Author: BTCLFGTEAM

  • Bitcoin begins “historically” rough September with dip to $26k

    Bitcoin begins “historically” rough September with dip to $26k

    • Crypto prices traded lower on Friday as Bitcoin retested the $26k area.
    • Declines across major altcoins added to the forecast of a “bumpy” ride in historically negative September.

    Cryptocurrencies were largely down on Friday, September 1 as major caps slid amid a surprising decline likely fueled by latest delays for spot Bitcoin ETFs. 

    As can be seen in the crypto heat map below, Bitcoin (which has retested levels under $26k) and Ethereum (prices have dipped under $1.7k) lead the 24 hour rot. Most top 20 coins are in the red. CoinGecko data also shows the global crypto market cap has dropped by 3.4% at the time of writing.

    Crypto price heat map by Coin360

    Bitcoin tests $26k area

    Analysts say the crypto market could be in for yet another rough September. According to crypto analyst Will Clemente, historical data shows crypto is on a six-year streak of negative returns during this month. Overall, no other month has had as few green monthly candles as September has for Bitcoin price.
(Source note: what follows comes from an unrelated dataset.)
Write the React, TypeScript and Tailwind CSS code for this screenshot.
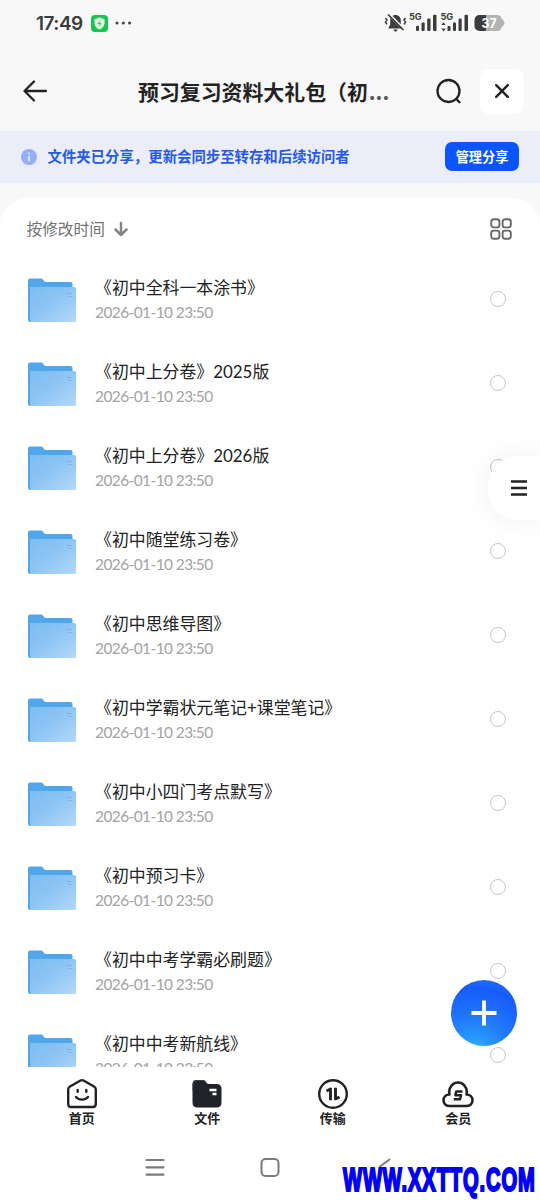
import React from 'react'

const folders = [
  '《初中全科一本涂书》',
  '《初中上分卷》2025版',
  '《初中上分卷》2026版',
  '《初中随堂练习卷》',
  '《初中思维导图》',
  '《初中学霸状元笔记+课堂笔记》',
  '《初中小四门考点默写》',
  '《初中预习卡》',
  '《初中中考学霸必刷题》',
  '《初中中考新航线》',
]

function StatusBar() {
  return (
    <div className="flex h-[46px] items-center pl-9 pr-[34px] text-[#3c3c3c]">
      <span className="mt-0.5 w-[47px] whitespace-nowrap font-[Inter,sans-serif] text-[19px] font-semibold leading-6 tracking-[-0.5px]">17:49</span>
      <svg className="ml-2" width="17" height="17" viewBox="0 0 17 17">
        <rect width="17" height="17" rx="4" fill="#16c653" />
        <path d="M8.5 2.5l5 1.8v4c0 3-2.2 5-5 6.3-2.8-1.3-5-3.3-5-6.3v-4z" fill="#e9fbe6" />
        <path d="M9.6 5L6 9h2.3l-.8 3L11 8H8.8z" fill="#3bcf68" />
      </svg>
      <svg className="ml-[7px]" width="17" height="4" viewBox="0 0 17 4" fill="#4a4a4a">
        <circle cx="2" cy="2" r="1.6" />
        <circle cx="8.3" cy="2" r="1.6" />
        <circle cx="14.6" cy="2" r="1.6" />
      </svg>
      <svg className="ml-auto" width="122" height="24" viewBox="0 0 122 24" fill="#3c3c3c">
        {/* muted bell */}
        <path d="M11.5 4c-3.300 0-5.300 2.400-5.300 5.500v4L4.500 16.700V17.500h14v-.8L16.800 13.500v-4c0-3.100-2-5.500-5.300-5.500z" />
        <path d="M9.500 18.500h4c-.3 1.500-1 2-2 2s-1.700-.5-2-2z" />
        <path d="M4 2.500l16 16" stroke="#f8f8f8" strokeWidth="3" />
        <path d="M4 3.500l15.500 15.500" stroke="#3c3c3c" strokeWidth="1.700" />
        <path d="M1.500 7l1.500 2-1.500 2.200 1.500 2.200M21.500 7L20 9l1.500 2.200-1.500 2.200" fill="none" stroke="#3c3c3c" strokeWidth="1.500" />
        {/* first sim */}
        <text x="25" y="8.800" fontSize="9.200" fontWeight="700" fontFamily="Inter, sans-serif">5G</text>
        <rect x="32" y="14.800" width="3" height="5.200" rx="1" />
        <rect x="37.500" y="11.500" width="3.200" height="8.500" rx="1" />
        <rect x="43.200" y="7.500" width="3.300" height="12.500" rx="1" />
        <rect x="49" y="3.800" width="3.500" height="16.200" rx="1" />
        {/* second sim */}
        <text x="56.500" y="8.800" fontSize="9.200" fontWeight="700" fontFamily="Inter, sans-serif">5G</text>
        <path d="M57.300 14l2.200-2.800 2.200 2.800zM57.300 17.600l2.200 2.800 2.200-2.800z" />
        <rect x="63.500" y="15" width="3" height="5" rx="1" />
        <rect x="69" y="11.500" width="3" height="8.500" rx="1" />
        <rect x="74.500" y="7.500" width="3.200" height="12.500" rx="1" />
        <rect x="80.500" y="3.800" width="3.500" height="16.200" rx="1" />
        {/* battery */}
        <path d="M95 4h18c3 0 4 1.500 4.500 3.500 1.500 1.500 3 3 3 4.500s-1.500 3-3 4.500c-.5 2-1.500 3.500-4.500 3.500H95z" fill="#b3b3b3" />
        <path d="M102 4h-6.500a5 5 0 0 0-5 5v6a5 5 0 0 0 5 5h6.500z" />
        <text x="97.500" y="16.800" fontSize="13" fontWeight="700" fill="#fff" fontFamily="Inter, sans-serif" textLength="15" lengthAdjust="spacingAndGlyphs">37</text>
      </svg>
    </div>
  )
}

function Header() {
  return (
    <header className="flex h-[85px] items-center pl-[22px] pr-4 pt-[5px]">
      <svg className="w-[27px] shrink-0" height="26" viewBox="0 0 27 26" fill="none" stroke="#222" strokeWidth="2.300" strokeLinecap="round" strokeLinejoin="round">
        <path d="M12 3.500L2.500 13l9.500 9.500M2.500 13H24" />
      </svg>
      <h1 className="ml-[89px] w-[256px] whitespace-nowrap text-[20.900px] font-bold leading-[30px] text-[#222]">
        预习复习资料大礼包（初<span className="ml-px text-[#555]">...</span>
      </h1>
      <svg className="ml-[41px] shrink-0" width="28" height="28" viewBox="0 0 28 28" fill="none" stroke="#222" strokeWidth="2.300" strokeLinecap="round">
        <circle cx="13.500" cy="14" r="11" />
        <path d="M21.500 22.300l3 3" />
      </svg>
      <button className="ml-auto flex h-[45px] w-11 items-center justify-center rounded-[9px] bg-white">
        <svg width="14" height="14" viewBox="0 0 14 14" fill="none" stroke="#222" strokeWidth="2.400" strokeLinecap="round">
          <path d="M1.200 1.200l11.600 11.600M12.800 1.200L1.200 12.800" />
        </svg>
      </button>
    </header>
  )
}

function Banner() {
  return (
    <div className="flex h-[52px] items-center bg-[#ebedf9] px-[21px] pb-px">
      <svg width="16" height="16" viewBox="0 0 16 16">
        <circle cx="8" cy="8" r="8" fill="#94aefa" />
        <rect x="7" y="6.800" width="2" height="5.500" rx=".5" fill="#dce5ff" />
        <circle cx="8" cy="4.500" r="1.100" fill="#dce5ff" />
      </svg>
      <span className="ml-[10.500px] whitespace-nowrap pb-px text-[14.400px] font-bold leading-5 text-[#2459ea]">文件夹已分享，更新会同步至转存和后续访问者</span>
      <button className="ml-auto h-[29px] w-[74px] rounded-[7px] bg-[#0b55ff] text-[13.200px] font-bold leading-[27px] text-white">管理分享</button>
    </div>
  )
}

function FolderIcon() {
  return (
    <svg className="mt-1 shrink-0" width="50" height="46" viewBox="0 0 50 46">
      <defs>
        <linearGradient id="front" x1="0" y1="0" x2="1" y2="1">
          <stop offset="0" stopColor="#7dbcf0" />
          <stop offset=".45" stopColor="#8cc4f4" />
          <stop offset="1" stopColor="#b5d8f9" />
        </linearGradient>
      </defs>
      <path d="M1 43.500V2.500q0-2 2-2h12l3 3.500h25.500q2 0 2 2V44H3q-2 0-2-2z" fill="#50a6e9" />
      <path d="M3 9h44.500q1.500 0 1.500 1.500v32q0 1.500-1.500 1.500h-44.500z" fill="url(#front)" />
      <path d="M39.500 15.500h5M41.500 18.500h3" stroke="#71b4ee" strokeWidth="1" />
    </svg>
  )
}

function FolderRow({ name }: { name: string }) {
  return (
    <li className="flex h-[84px] shrink-0 items-center pl-[27px] pr-[34px]">
      <FolderIcon />
      <div className="ml-[18px] flex-1 whitespace-nowrap pt-px">
        <p className="font-[Lato,'Noto_Sans_CJK_SC',sans-serif] text-[16.900px] leading-6 text-[#222]">{name}</p>
        <p className="font-[Lato,sans-serif] text-[15.500px] leading-6 tracking-[-0.600px] text-[#a3a3a3]">2026-01-10 23:50</p>
      </div>
      <span className="size-4 rounded-full border-[1.500px] border-[#c6c6c6]" />
    </li>
  )
}

function TabBar() {
  const label = '-mt-px text-[13px] font-bold leading-[18px] text-[#222]'
  return (
    <nav className="grid h-[73px] grid-cols-4 bg-white px-[19px] pt-[11px]">
      <div className="flex flex-col items-center">
        <svg width="32" height="32" viewBox="0 0 32 32" fill="none" stroke="#222" strokeWidth="2.400" strokeLinecap="round" strokeLinejoin="round">
          <path d="M14.500 2.500q1.500-.8 3 0l10.500 6q1.800 1 1.800 3V26q0 3-3 3H5.200q-3 0-3-3V11.500q0-2 1.800-3z" />
          <path d="M11.700 12v1.800M20.300 12v1.800M10 19c3 3.500 9 3.500 12 0" />
        </svg>
        <span className={label}>首页</span>
      </div>
      <div className="flex flex-col items-center">
        <svg width="32" height="32" viewBox="0 0 32 32">
          <path d="M1.500 6q0-4 4-4h6q2.500 0 3.500 2t3 2h7.500q5 0 5 5v13.500q0 5-5 5H6.500q-5 0-5-5z" fill="#202328" />
          <path d="M2 13V6q0-3.500 4-3.500h5.500q2 0 3 1.500" fill="none" stroke="#3a424a" strokeWidth="1" />
          <path d="M18.500 12h7M21.500 16h4" stroke="#fff" strokeWidth="2.400" />
        </svg>
        <span className={label}>文件</span>
      </div>
      <div className="flex flex-col items-center">
        <svg width="32" height="32" viewBox="0 0 32 32" fill="none" stroke="#222" strokeLinejoin="round">
          <circle cx="16" cy="16" r="13.800" strokeWidth="2.400" />
          <path d="M9.500 13l4-2v11.200M18.500 9.800v11.200l4-2" strokeWidth="2.900" />
        </svg>
        <span className={label}>传输</span>
      </div>
      <div className="flex flex-col items-center">
        <svg width="32" height="32" viewBox="0 0 32 32" fill="none" stroke="#222" strokeLinejoin="round">
          <path d="M8 28c-4 0-6.500-2.300-6.500-5.700 0-3.300 2.500-5.800 6-5.800-.2-.8-.3-1.700-.3-2.700C7.200 9 11 4.500 16 4.500s8.800 4.500 8.800 9.300c0 1-.1 1.900-.3 2.700 3.500 0 6 2.500 6 5.800 0 3.400-2.500 5.700-6.500 5.700z" strokeWidth="2.600" />
          <path d="M20.500 13.500h-6.300l-.8 3.700h5.600l-.9 4.100h-6.300" strokeWidth="2.500" />
        </svg>
        <span className={label}>会员</span>
      </div>
    </nav>
  )
}

function SystemNav() {
  return (
    <div className="relative flex h-[60px] items-start bg-white pl-[145px] pt-[17px]">
      <svg width="20" height="20" viewBox="0 0 20 20" stroke="#7b7b7b" strokeWidth="2.200" strokeLinecap="round">
        <path d="M1.500 3h17M1.500 10.300h17M1.500 17.600h17" />
      </svg>
      <svg className="ml-[95px]" width="20" height="20" viewBox="0 0 20 20" fill="none" stroke="#7b7b7b" strokeWidth="2">
        <rect x="1.500" y="2" width="17" height="17" rx="4" />
      </svg>
      <svg className="ml-[97px]" width="16" height="20" viewBox="0 0 16 20" fill="none" stroke="#7b7b7b" strokeWidth="2" strokeLinecap="round">
        <path d="M12.500 2.500L3 9.500v3" />
      </svg>
      {/* site mark over the corner */}
      <span className="absolute left-[343px] top-[20px] origin-left scale-x-[0.610] whitespace-nowrap font-['Liberation_Sans',sans-serif] text-[33px] font-bold leading-10 tracking-[1.450px] text-[#0000f5] [-webkit-text-stroke:2.200px_#0000f5]">
        WWW.XXTTQ.COM
      </span>
    </div>
  )
}

export default function App() {
  return (
    <div className="relative flex h-[1200px] w-[540px] flex-col overflow-hidden bg-[#f8f8f8] font-['Noto_Sans_CJK_SC',sans-serif]">
      <StatusBar />
      <Header />
      <Banner />
      <main className="mt-[15px] flex h-[869px] flex-col overflow-hidden rounded-t-[28px] bg-white">
        <div className="flex h-[59px] shrink-0 items-center pl-[26.500px] pr-[28px] pt-[3px]">
          <span className="text-[15.700px] leading-6 text-[#737373]">按修改时间</span>
          <svg className="ml-[9px]" width="14" height="16" viewBox="0 0 14 16" fill="none" stroke="#858585" strokeWidth="2.500" strokeLinecap="round" strokeLinejoin="round">
            <path d="M7 2v12M1.500 8.500L7 14l5.500-5.500" />
          </svg>
          <svg className="ml-auto" width="22" height="22" viewBox="0 0 22 22" fill="none" stroke="#686868" strokeWidth="1.900">
            <rect x="1.200" y="1.200" width="8.200" height="8.200" rx="2.500" />
            <rect x="12.600" y="1.200" width="8.200" height="8.200" rx="2.500" />
            <rect x="1.200" y="12.600" width="8.200" height="8.200" rx="2.500" />
            <rect x="12.600" y="12.600" width="8.200" height="8.200" rx="2.500" />
          </svg>
        </div>
        <ul className="flex flex-col">
          {folders.map((name) => (
            <FolderRow key={name} name={name} />
          ))}
        </ul>
      </main>
      <TabBar />
      <SystemNav />

      {/* floating menu handle */}
      <button className="absolute right-0 top-[456px] flex h-16 w-[52px] items-center rounded-l-[30px] bg-white pl-[23px] shadow-[0_0_30px_rgba(0,0,0,0.07)]">
        <svg width="16" height="18" viewBox="0 0 16 18" stroke="#222" strokeWidth="2.600">
          <path d="M0 2.500h16M0 9h16M0 15.500h16" />
        </svg>
      </button>

      {/* add button */}
      <button className="absolute left-[451px] top-[980px] flex size-[66px] items-center justify-center rounded-full bg-[radial-gradient(circle_at_35%_115%,#35c8ff_0%,#2596fb_22%,#2073fa_50%,#165cfb_78%,#2a7dfa_100%)]">
        <svg width="26" height="26" viewBox="0 0 26 26" stroke="#fff" strokeWidth="3.800">
          <path d="M13 .5v25M.5 13h25" />
        </svg>
      </button>
    </div>
  )
}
    According to Santiment, Bitcoin’s nearly 5% slip in the past 24 hours has the top crypto “right back where it started prior to the Grayscale news” that catalysed the broader crypto market. The upside that followed the court decision could now be more of a ““buy the rumour, sell the news” event,” the market intelligence provider noted.

    Stock-to-flow model creator PlanB points to the fact that Bitcoin has to shake off “all tourists and weak hands before take-off.”

    While the next few weeks will likely be as choppy as anything, analysts are forecasting a return to upside momentum in mid-October. This outlook bears in mind the potential for a SEC decision on the multiple ETF applications it delayed on Thursday.

    Bitcoin was trading near $26,000 after testing lows of $25,683, with the price range of $25,600-$26,600 a key zone. Both bulls and bears are eyeing control here and a flip lower is likely if we have a “Sept-repeat”.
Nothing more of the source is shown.